[MATERIAL SHOWN]
────
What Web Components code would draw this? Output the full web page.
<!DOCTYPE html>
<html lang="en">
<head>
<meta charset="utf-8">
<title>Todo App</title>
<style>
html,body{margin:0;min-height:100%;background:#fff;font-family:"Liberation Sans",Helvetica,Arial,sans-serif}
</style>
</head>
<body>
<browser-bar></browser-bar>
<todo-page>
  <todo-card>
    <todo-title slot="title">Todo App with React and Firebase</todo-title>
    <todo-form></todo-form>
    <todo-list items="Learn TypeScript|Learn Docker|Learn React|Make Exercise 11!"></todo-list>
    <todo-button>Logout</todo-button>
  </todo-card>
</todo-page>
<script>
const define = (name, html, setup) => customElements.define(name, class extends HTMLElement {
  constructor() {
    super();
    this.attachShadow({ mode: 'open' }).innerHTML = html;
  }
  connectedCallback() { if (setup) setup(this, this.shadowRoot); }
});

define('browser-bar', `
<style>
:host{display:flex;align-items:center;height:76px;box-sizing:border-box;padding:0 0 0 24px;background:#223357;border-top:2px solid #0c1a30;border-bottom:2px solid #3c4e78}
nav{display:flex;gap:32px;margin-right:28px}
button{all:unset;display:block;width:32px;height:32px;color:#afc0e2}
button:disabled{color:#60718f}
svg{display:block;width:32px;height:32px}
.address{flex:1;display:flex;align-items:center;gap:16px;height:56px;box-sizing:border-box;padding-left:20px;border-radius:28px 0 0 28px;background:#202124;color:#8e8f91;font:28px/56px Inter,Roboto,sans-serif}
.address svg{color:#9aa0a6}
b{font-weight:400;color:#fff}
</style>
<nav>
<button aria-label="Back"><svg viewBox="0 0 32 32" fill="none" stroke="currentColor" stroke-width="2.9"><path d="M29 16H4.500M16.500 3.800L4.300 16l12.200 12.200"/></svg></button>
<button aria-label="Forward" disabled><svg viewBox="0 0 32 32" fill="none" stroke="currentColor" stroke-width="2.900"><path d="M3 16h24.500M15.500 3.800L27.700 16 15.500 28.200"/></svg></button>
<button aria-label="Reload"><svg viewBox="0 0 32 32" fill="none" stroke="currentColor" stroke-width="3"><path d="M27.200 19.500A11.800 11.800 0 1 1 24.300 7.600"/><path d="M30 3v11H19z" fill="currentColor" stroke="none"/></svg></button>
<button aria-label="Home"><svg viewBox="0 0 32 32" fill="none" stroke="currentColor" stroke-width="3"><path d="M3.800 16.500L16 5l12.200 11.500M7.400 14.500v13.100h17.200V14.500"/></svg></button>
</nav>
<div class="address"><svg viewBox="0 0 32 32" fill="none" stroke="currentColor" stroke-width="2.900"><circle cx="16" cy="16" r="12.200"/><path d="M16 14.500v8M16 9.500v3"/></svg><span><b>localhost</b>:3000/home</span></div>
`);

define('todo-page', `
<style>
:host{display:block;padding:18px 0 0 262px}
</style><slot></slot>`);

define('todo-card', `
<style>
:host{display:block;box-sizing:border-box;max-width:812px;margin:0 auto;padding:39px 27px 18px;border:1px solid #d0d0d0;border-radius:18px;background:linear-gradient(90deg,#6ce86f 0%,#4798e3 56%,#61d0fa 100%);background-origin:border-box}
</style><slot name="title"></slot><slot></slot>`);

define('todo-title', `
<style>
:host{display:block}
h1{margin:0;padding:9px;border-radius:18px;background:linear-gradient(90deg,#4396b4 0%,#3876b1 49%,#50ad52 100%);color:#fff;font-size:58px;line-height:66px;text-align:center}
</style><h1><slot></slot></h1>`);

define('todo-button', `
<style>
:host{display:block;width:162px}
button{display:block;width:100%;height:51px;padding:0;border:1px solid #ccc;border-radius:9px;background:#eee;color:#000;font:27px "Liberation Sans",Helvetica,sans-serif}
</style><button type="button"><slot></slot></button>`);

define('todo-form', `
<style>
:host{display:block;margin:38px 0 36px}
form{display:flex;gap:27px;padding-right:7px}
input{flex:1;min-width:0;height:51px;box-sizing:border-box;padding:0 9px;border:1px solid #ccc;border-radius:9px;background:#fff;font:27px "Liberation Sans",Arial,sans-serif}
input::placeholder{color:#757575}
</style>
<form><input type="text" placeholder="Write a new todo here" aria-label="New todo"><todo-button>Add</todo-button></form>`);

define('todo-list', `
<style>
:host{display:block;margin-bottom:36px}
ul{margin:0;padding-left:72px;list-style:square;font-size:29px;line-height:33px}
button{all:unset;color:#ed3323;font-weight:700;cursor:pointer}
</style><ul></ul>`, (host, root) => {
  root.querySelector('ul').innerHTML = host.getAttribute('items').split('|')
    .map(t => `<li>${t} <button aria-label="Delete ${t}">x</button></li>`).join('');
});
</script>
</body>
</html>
────
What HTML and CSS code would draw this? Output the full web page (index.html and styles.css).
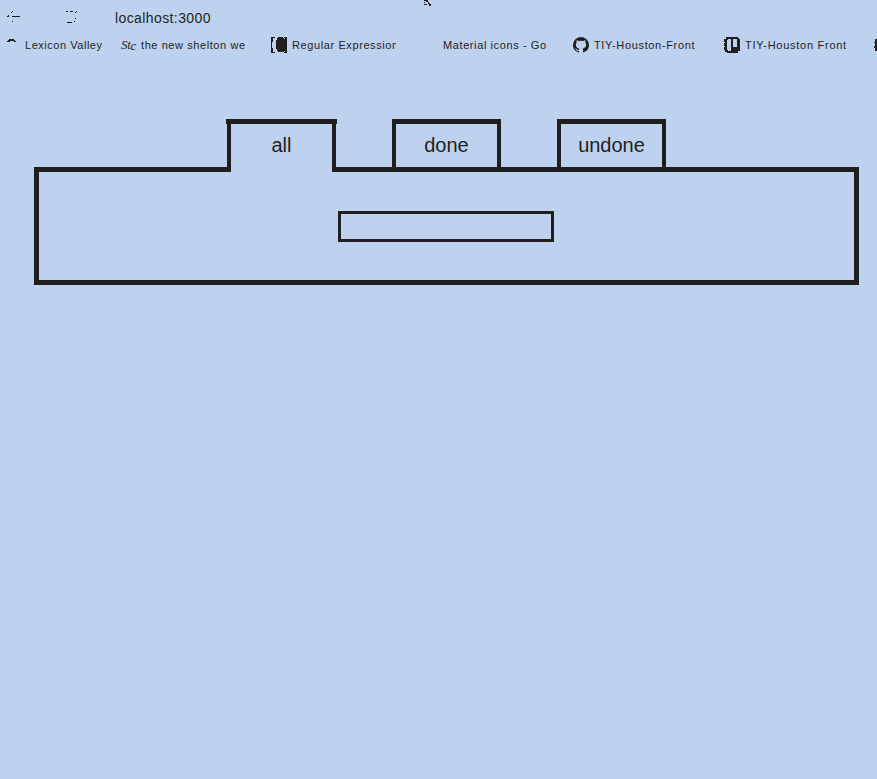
────
[WHAT THE EXERCISE ASKS]
Using the listing above, show every line that includes the string "page".

[CORRECT ANSWER]
What Web Components code would draw this? Output the full web page.
<todo-page>
</todo-page>
define('todo-page', `
What HTML and CSS code would draw this? Output the full web page (index.html and styles.css).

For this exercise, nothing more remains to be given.